Other option trading risks are:
• The complexity of some option strategies is a significant risk on its own.
• Option trading exchanges or markets and option contracts themselves are open to changes at
all times.
• Options markets have the right to halt the trading of any options, thus preventing investors from
realizing value.
If an options brokerage firm goes insolvent, investors trading through that firm may be affected.
Internationally traded options have special risks due to timing across borders.
• Risk of erroneous reporting of exercise value.
•
•
Risks that are not specific to options trading include market risk, sector risk and individual stock risk.

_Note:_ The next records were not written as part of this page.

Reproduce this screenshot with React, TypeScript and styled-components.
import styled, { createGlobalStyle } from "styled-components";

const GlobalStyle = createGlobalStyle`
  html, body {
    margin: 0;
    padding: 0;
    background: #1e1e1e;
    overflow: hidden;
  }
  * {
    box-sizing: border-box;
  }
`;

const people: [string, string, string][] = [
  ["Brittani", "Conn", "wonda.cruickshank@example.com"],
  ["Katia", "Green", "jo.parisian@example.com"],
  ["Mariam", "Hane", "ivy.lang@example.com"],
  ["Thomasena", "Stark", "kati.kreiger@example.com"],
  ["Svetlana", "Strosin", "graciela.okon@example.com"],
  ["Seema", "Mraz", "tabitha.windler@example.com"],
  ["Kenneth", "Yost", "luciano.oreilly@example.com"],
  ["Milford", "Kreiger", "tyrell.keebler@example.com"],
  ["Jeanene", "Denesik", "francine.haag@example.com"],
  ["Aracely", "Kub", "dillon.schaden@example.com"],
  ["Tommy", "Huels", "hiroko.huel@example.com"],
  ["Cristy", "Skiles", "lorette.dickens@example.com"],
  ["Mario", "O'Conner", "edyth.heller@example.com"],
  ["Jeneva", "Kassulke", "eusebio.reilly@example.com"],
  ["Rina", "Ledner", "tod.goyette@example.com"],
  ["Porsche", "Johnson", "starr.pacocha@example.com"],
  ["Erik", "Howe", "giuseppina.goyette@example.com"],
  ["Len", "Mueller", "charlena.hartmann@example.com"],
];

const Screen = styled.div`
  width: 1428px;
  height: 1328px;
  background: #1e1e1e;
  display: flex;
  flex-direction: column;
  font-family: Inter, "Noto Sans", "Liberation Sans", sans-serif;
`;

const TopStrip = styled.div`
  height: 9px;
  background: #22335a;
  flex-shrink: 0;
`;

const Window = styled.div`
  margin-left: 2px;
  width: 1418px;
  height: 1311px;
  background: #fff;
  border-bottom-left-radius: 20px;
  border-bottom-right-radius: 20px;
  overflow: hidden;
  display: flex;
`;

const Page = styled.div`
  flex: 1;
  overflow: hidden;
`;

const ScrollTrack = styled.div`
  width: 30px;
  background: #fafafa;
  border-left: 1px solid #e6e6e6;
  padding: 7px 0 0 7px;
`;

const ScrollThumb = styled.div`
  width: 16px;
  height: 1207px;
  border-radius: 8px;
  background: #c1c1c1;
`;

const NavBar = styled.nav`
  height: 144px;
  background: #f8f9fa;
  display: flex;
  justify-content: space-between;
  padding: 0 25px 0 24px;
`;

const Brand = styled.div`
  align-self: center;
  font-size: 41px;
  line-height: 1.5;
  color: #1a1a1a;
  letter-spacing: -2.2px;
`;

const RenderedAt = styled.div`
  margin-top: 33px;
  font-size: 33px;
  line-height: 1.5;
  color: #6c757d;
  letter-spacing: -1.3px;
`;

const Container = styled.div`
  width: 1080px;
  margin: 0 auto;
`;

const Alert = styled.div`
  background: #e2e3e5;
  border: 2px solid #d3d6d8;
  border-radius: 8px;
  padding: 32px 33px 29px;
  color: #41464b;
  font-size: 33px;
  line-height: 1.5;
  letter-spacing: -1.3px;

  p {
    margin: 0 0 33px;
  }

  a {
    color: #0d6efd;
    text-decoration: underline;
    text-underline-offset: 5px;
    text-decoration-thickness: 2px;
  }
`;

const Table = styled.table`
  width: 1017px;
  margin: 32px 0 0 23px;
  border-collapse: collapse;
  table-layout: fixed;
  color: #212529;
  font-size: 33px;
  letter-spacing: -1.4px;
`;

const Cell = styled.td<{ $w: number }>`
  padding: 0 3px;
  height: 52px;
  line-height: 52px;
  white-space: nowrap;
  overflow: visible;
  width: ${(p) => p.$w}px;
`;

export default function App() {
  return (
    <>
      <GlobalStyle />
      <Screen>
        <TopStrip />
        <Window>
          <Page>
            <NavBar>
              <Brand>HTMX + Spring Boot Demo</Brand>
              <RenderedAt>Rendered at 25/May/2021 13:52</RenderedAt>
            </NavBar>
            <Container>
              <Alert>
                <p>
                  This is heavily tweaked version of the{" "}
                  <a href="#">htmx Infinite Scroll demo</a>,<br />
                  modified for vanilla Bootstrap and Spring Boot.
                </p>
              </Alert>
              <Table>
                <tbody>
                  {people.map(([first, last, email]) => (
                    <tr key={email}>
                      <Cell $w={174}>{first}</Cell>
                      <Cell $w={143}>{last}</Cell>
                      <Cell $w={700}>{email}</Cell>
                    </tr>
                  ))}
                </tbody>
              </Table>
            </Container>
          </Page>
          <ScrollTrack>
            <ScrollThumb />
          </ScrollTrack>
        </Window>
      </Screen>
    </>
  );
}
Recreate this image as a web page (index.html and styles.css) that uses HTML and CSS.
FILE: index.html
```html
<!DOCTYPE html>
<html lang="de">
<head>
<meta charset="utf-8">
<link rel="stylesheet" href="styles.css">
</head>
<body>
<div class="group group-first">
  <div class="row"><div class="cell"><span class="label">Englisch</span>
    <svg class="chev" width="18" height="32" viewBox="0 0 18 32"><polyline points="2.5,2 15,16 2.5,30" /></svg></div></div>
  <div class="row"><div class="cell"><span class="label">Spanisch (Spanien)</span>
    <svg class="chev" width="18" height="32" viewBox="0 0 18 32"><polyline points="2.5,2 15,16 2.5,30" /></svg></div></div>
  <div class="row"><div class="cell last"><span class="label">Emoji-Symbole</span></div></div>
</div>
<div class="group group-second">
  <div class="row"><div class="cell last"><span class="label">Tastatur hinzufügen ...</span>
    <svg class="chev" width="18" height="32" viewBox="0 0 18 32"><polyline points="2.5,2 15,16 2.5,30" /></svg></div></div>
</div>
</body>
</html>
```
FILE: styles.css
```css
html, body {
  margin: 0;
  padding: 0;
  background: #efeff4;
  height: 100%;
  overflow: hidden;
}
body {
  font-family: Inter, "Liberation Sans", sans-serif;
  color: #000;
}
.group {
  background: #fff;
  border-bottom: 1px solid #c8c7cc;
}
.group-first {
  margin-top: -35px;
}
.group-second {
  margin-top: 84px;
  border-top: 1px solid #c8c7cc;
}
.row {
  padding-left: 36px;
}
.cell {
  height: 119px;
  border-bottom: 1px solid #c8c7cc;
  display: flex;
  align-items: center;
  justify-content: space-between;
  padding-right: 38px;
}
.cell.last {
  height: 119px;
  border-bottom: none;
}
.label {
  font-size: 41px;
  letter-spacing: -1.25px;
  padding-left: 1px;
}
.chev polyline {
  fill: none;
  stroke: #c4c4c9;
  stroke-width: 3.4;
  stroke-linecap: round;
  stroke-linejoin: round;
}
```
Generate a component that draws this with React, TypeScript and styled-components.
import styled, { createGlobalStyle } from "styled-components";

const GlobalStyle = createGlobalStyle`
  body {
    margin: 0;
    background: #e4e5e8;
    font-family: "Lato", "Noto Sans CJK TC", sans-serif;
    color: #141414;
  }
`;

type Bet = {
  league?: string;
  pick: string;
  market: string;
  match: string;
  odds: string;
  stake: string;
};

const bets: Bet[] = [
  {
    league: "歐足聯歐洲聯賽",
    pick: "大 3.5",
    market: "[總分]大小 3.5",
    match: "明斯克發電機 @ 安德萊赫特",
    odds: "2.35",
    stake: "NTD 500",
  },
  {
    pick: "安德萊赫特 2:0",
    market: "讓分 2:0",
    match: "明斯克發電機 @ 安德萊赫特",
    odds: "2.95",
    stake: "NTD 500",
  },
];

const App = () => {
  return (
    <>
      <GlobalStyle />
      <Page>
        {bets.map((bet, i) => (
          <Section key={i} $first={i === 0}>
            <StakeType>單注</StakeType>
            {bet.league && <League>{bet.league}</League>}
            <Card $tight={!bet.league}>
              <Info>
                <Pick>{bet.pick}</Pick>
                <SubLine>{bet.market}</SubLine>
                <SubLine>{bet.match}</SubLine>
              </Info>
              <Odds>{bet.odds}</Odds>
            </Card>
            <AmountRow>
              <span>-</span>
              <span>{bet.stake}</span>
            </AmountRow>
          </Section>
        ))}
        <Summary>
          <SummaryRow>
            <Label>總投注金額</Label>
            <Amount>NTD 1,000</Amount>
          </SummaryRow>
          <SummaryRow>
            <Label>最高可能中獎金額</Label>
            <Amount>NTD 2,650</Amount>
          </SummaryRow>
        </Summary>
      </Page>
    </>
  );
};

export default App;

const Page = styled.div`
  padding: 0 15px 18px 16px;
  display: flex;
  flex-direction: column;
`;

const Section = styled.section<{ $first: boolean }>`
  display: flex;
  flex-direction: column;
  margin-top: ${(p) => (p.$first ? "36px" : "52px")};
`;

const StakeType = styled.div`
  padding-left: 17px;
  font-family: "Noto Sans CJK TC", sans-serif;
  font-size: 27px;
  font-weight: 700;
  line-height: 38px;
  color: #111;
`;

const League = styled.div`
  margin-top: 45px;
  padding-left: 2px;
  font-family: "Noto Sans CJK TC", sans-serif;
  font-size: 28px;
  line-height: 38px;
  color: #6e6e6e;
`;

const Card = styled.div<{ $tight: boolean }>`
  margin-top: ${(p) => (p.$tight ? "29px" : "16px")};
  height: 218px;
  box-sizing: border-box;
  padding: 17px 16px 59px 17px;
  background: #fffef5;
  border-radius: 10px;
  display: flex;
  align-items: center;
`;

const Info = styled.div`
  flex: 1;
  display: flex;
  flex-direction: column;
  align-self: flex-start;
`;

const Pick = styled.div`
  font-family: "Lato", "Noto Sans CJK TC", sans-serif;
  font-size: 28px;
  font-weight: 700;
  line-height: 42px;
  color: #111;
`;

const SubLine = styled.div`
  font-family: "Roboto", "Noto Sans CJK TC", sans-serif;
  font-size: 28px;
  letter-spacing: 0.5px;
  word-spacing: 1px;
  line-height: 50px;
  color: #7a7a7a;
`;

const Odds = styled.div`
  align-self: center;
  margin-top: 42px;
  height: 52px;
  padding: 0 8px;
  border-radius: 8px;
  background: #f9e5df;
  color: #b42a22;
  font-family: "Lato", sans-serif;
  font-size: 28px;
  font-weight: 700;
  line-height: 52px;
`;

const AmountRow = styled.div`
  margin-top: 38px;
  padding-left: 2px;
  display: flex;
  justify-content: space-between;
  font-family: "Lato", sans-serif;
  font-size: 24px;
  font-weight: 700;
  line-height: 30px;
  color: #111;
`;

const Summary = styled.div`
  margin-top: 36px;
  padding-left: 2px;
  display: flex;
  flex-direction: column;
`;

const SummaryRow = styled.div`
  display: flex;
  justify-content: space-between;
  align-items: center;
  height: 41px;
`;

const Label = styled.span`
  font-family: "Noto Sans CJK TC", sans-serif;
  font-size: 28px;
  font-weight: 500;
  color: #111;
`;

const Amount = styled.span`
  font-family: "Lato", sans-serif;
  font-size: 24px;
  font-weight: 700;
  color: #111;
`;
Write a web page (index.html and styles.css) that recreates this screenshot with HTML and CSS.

Option trading risks are closely related to stock risks, as stock options are a derivative of stocks.
Risk of Loss
Investments in bonds and bond-based securities, equities, and equity-based securities are subject to
the risks described above, and there can be no assurance that client portfolios will meet their
investment objectives, or that investment will not lose money.
Item 9 Disciplinary Information
Income Focus has no disciplinary events to report.
10
Item 10 Other Financial Industry Activities and Affiliations
Neither Income Focus nor its management person has any other financial industry activities or
affiliations to report.
Item 11 Code of Ethics, Participation or Interest in Client Transactions and
Personal Trading
Code of Ethics and Personal Trading
Income Focus has adopted a Code of Ethics ("the Code"), the full text of which is available to you upon
request. The Code has three primary purposes: (i) to assist Income Focus in complying with applicable
laws and regulations governing its investment advisory business, (ii) to set forth guidelines for
professional standards for the firm's associated persons, and (iii) to set forth policies and procedures to
monitor and review personal trading activities of associated persons.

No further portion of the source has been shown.